::: DATASET EXTRACT
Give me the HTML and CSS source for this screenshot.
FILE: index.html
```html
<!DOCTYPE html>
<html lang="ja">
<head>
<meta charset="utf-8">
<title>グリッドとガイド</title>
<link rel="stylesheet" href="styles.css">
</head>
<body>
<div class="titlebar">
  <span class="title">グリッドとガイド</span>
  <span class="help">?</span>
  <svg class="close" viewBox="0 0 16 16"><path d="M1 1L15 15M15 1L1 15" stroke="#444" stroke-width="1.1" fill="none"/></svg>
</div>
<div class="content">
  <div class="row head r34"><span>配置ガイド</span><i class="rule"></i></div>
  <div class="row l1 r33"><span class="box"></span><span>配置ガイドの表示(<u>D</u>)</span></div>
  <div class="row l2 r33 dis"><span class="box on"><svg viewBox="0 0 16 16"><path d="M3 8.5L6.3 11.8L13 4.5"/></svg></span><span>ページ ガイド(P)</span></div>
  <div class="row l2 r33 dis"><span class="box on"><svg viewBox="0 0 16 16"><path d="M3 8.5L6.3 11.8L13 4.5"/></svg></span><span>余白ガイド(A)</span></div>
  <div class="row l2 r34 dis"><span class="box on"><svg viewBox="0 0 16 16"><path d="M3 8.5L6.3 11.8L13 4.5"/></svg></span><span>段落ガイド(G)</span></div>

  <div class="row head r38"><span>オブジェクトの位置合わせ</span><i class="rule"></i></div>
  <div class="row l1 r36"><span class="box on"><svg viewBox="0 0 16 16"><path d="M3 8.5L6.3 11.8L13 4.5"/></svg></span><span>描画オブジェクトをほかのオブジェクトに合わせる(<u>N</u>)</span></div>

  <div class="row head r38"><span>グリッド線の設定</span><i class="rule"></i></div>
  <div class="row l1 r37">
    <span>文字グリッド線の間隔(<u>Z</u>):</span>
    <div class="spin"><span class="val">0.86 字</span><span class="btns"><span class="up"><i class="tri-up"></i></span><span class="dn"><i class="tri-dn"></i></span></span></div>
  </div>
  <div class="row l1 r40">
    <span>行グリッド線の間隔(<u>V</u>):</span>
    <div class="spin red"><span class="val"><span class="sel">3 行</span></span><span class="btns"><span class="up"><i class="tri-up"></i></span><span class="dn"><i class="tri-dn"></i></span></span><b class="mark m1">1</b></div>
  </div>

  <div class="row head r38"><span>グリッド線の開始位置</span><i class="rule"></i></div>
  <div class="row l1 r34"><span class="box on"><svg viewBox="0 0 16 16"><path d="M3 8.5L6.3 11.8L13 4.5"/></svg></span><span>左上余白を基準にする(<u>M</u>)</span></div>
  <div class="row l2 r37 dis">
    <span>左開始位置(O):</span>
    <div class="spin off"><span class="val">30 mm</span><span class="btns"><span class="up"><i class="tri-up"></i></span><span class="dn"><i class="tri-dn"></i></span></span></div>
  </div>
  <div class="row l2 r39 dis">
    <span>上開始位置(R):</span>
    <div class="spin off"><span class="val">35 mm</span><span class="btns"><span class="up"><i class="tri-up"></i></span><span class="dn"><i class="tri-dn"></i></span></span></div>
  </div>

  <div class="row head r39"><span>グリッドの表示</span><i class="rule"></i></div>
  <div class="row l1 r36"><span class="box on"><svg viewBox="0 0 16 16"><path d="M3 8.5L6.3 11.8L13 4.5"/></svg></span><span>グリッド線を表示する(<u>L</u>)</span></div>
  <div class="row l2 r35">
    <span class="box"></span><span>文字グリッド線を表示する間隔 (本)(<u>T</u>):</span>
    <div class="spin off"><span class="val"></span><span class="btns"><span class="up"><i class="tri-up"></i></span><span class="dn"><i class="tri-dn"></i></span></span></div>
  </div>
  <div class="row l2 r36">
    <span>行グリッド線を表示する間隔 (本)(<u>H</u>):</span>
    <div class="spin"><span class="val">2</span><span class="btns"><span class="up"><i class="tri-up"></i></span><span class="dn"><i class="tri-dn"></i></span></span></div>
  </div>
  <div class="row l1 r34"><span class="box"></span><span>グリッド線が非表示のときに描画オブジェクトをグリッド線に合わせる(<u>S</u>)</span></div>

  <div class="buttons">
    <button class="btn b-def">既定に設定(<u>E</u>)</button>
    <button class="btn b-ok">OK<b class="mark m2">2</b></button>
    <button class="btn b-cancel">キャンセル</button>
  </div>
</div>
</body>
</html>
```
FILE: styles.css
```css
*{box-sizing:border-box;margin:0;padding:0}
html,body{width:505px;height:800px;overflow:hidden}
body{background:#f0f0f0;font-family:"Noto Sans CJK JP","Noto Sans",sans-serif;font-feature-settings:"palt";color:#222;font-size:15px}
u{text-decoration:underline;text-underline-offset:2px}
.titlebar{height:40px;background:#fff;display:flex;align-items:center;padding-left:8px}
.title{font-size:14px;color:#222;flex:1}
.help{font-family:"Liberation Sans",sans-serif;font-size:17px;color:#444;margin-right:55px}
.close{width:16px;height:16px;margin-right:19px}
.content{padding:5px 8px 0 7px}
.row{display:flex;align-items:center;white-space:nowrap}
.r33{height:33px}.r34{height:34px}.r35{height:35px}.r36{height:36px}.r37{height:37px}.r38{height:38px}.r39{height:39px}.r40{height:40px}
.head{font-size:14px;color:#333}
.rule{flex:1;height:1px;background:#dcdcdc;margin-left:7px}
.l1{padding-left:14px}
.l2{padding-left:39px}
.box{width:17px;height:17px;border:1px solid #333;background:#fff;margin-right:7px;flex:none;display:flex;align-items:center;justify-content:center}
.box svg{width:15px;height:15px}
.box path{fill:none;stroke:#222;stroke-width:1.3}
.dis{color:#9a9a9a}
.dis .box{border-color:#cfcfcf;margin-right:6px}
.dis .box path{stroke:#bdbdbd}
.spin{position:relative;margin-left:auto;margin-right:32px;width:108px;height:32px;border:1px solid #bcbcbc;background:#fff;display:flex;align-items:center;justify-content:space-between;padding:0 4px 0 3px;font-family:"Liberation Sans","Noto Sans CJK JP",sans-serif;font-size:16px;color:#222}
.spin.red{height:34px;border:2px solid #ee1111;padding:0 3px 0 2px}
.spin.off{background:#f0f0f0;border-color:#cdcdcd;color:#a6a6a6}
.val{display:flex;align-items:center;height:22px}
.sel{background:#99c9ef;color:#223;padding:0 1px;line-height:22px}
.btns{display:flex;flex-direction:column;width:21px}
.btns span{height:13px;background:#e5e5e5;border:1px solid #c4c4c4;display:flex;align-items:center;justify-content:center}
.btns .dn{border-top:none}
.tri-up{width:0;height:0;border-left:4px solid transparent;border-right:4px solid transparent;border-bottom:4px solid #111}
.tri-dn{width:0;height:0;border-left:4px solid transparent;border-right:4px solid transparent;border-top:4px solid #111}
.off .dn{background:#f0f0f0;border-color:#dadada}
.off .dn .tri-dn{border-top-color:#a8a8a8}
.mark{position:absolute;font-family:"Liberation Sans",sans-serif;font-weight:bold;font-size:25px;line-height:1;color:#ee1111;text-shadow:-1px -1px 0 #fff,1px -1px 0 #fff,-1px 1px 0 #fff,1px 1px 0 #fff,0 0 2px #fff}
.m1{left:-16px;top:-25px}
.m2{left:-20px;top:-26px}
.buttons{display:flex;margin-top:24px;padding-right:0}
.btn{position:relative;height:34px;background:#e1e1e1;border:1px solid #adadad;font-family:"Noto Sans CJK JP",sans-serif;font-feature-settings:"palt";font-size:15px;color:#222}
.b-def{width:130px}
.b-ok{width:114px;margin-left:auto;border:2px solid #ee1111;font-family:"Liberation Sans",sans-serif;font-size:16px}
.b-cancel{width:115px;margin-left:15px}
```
::::::
Copy all the lines, exactly.

EXPECTED ANSWER
Give me the HTML and CSS source for this screenshot.
FILE: index.html
```html
<!DOCTYPE html>
<html lang="ja">
<head>
<meta charset="utf-8">
<title>グリッドとガイド</title>
<link rel="stylesheet" href="styles.css">
</head>
<body>
<div class="titlebar">
  <span class="title">グリッドとガイド</span>
  <span class="help">?</span>
  <svg class="close" viewBox="0 0 16 16"><path d="M1 1L15 15M15 1L1 15" stroke="#444" stroke-width="1.1" fill="none"/></svg>
</div>
<div class="content">
  <div class="row head r34"><span>配置ガイド</span><i class="rule"></i></div>
  <div class="row l1 r33"><span class="box"></span><span>配置ガイドの表示(<u>D</u>)</span></div>
  <div class="row l2 r33 dis"><span class="box on"><svg viewBox="0 0 16 16"><path d="M3 8.5L6.3 11.8L13 4.5"/></svg></span><span>ページ ガイド(P)</span></div>
  <div class="row l2 r33 dis"><span class="box on"><svg viewBox="0 0 16 16"><path d="M3 8.5L6.3 11.8L13 4.5"/></svg></span><span>余白ガイド(A)</span></div>
  <div class="row l2 r34 dis"><span class="box on"><svg viewBox="0 0 16 16"><path d="M3 8.5L6.3 11.8L13 4.5"/></svg></span><span>段落ガイド(G)</span></div>

  <div class="row head r38"><span>オブジェクトの位置合わせ</span><i class="rule"></i></div>
  <div class="row l1 r36"><span class="box on"><svg viewBox="0 0 16 16"><path d="M3 8.5L6.3 11.8L13 4.5"/></svg></span><span>描画オブジェクトをほかのオブジェクトに合わせる(<u>N</u>)</span></div>

  <div class="row head r38"><span>グリッド線の設定</span><i class="rule"></i></div>
  <div class="row l1 r37">
    <span>文字グリッド線の間隔(<u>Z</u>):</span>
    <div class="spin"><span class="val">0.86 字</span><span class="btns"><span class="up"><i class="tri-up"></i></span><span class="dn"><i class="tri-dn"></i></span></span></div>
  </div>
  <div class="row l1 r40">
    <span>行グリッド線の間隔(<u>V</u>):</span>
    <div class="spin red"><span class="val"><span class="sel">3 行</span></span><span class="btns"><span class="up"><i class="tri-up"></i></span><span class="dn"><i class="tri-dn"></i></span></span><b class="mark m1">1</b></div>
  </div>

  <div class="row head r38"><span>グリッド線の開始位置</span><i class="rule"></i></div>
  <div class="row l1 r34"><span class="box on"><svg viewBox="0 0 16 16"><path d="M3 8.5L6.3 11.8L13 4.5"/></svg></span><span>左上余白を基準にする(<u>M</u>)</span></div>
  <div class="row l2 r37 dis">
    <span>左開始位置(O):</span>
    <div class="spin off"><span class="val">30 mm</span><span class="btns"><span class="up"><i class="tri-up"></i></span><span class="dn"><i class="tri-dn"></i></span></span></div>
  </div>
  <div class="row l2 r39 dis">
    <span>上開始位置(R):</span>
    <div class="spin off"><span class="val">35 mm</span><span class="btns"><span class="up"><i class="tri-up"></i></span><span class="dn"><i class="tri-dn"></i></span></span></div>
  </div>

  <div class="row head r39"><span>グリッドの表示</span><i class="rule"></i></div>
  <div class="row l1 r36"><span class="box on"><svg viewBox="0 0 16 16"><path d="M3 8.5L6.3 11.8L13 4.5"/></svg></span><span>グリッド線を表示する(<u>L</u>)</span></div>
  <div class="row l2 r35">
    <span class="box"></span><span>文字グリッド線を表示する間隔 (本)(<u>T</u>):</span>
    <div class="spin off"><span class="val"></span><span class="btns"><span class="up"><i class="tri-up"></i></span><span class="dn"><i class="tri-dn"></i></span></span></div>
  </div>
  <div class="row l2 r36">
    <span>行グリッド線を表示する間隔 (本)(<u>H</u>):</span>
    <div class="spin"><span class="val">2</span><span class="btns"><span class="up"><i class="tri-up"></i></span><span class="dn"><i class="tri-dn"></i></span></span></div>
  </div>
  <div class="row l1 r34"><span class="box"></span><span>グリッド線が非表示のときに描画オブジェクトをグリッド線に合わせる(<u>S</u>)</span></div>

  <div class="buttons">
    <button class="btn b-def">既定に設定(<u>E</u>)</button>
    <button class="btn b-ok">OK<b class="mark m2">2</b></button>
    <button class="btn b-cancel">キャンセル</button>
  </div>
</div>
</body>
</html>
```
FILE: styles.css
```css
*{box-sizing:border-box;margin:0;padding:0}
html,body{width:505px;height:800px;overflow:hidden}
body{background:#f0f0f0;font-family:"Noto Sans CJK JP","Noto Sans",sans-serif;font-feature-settings:"palt";color:#222;font-size:15px}
u{text-decoration:underline;text-underline-offset:2px}
.titlebar{height:40px;background:#fff;display:flex;align-items:center;padding-left:8px}
.title{font-size:14px;color:#222;flex:1}
.help{font-family:"Liberation Sans",sans-serif;font-size:17px;color:#444;margin-right:55px}
.close{width:16px;height:16px;margin-right:19px}
.content{padding:5px 8px 0 7px}
.row{display:flex;align-items:center;white-space:nowrap}
.r33{height:33px}.r34{height:34px}.r35{height:35px}.r36{height:36px}.r37{height:37px}.r38{height:38px}.r39{height:39px}.r40{height:40px}
.head{font-size:14px;color:#333}
.rule{flex:1;height:1px;background:#dcdcdc;margin-left:7px}
.l1{padding-left:14px}
.l2{padding-left:39px}
.box{width:17px;height:17px;border:1px solid #333;background:#fff;margin-right:7px;flex:none;display:flex;align-items:center;justify-content:center}
.box svg{width:15px;height:15px}
.box path{fill:none;stroke:#222;stroke-width:1.3}
.dis{color:#9a9a9a}
.dis .box{border-color:#cfcfcf;margin-right:6px}
.dis .box path{stroke:#bdbdbd}
.spin{position:relative;margin-left:auto;margin-right:32px;width:108px;height:32px;border:1px solid #bcbcbc;background:#fff;display:flex;align-items:center;justify-content:space-between;padding:0 4px 0 3px;font-family:"Liberation Sans","Noto Sans CJK JP",sans-serif;font-size:16px;color:#222}
.spin.red{height:34px;border:2px solid #ee1111;padding:0 3px 0 2px}
.spin.off{background:#f0f0f0;border-color:#cdcdcd;color:#a6a6a6}
.val{display:flex;align-items:center;height:22px}
.sel{background:#99c9ef;color:#223;padding:0 1px;line-height:22px}
.btns{display:flex;flex-direction:column;width:21px}
.btns span{height:13px;background:#e5e5e5;border:1px solid #c4c4c4;display:flex;align-items:center;justify-content:center}
.btns .dn{border-top:none}
.tri-up{width:0;height:0;border-left:4px solid transparent;border-right:4px solid transparent;border-bottom:4px solid #111}
.tri-dn{width:0;height:0;border-left:4px solid transparent;border-right:4px solid transparent;border-top:4px solid #111}
.off .dn{background:#f0f0f0;border-color:#dadada}
.off .dn .tri-dn{border-top-color:#a8a8a8}
.mark{position:absolute;font-family:"Liberation Sans",sans-serif;font-weight:bold;font-size:25px;line-height:1;color:#ee1111;text-shadow:-1px -1px 0 #fff,1px -1px 0 #fff,-1px 1px 0 #fff,1px 1px 0 #fff,0 0 2px #fff}
.m1{left:-16px;top:-25px}
.m2{left:-20px;top:-26px}
.buttons{display:flex;margin-top:24px;padding-right:0}
.btn{position:relative;height:34px;background:#e1e1e1;border:1px solid #adadad;font-family:"Noto Sans CJK JP",sans-serif;font-feature-settings:"palt";font-size:15px;color:#222}
.b-def{width:130px}
.b-ok{width:114px;margin-left:auto;border:2px solid #ee1111;font-family:"Liberation Sans",sans-serif;font-size:16px}
.b-cancel{width:115px;margin-left:15px}
```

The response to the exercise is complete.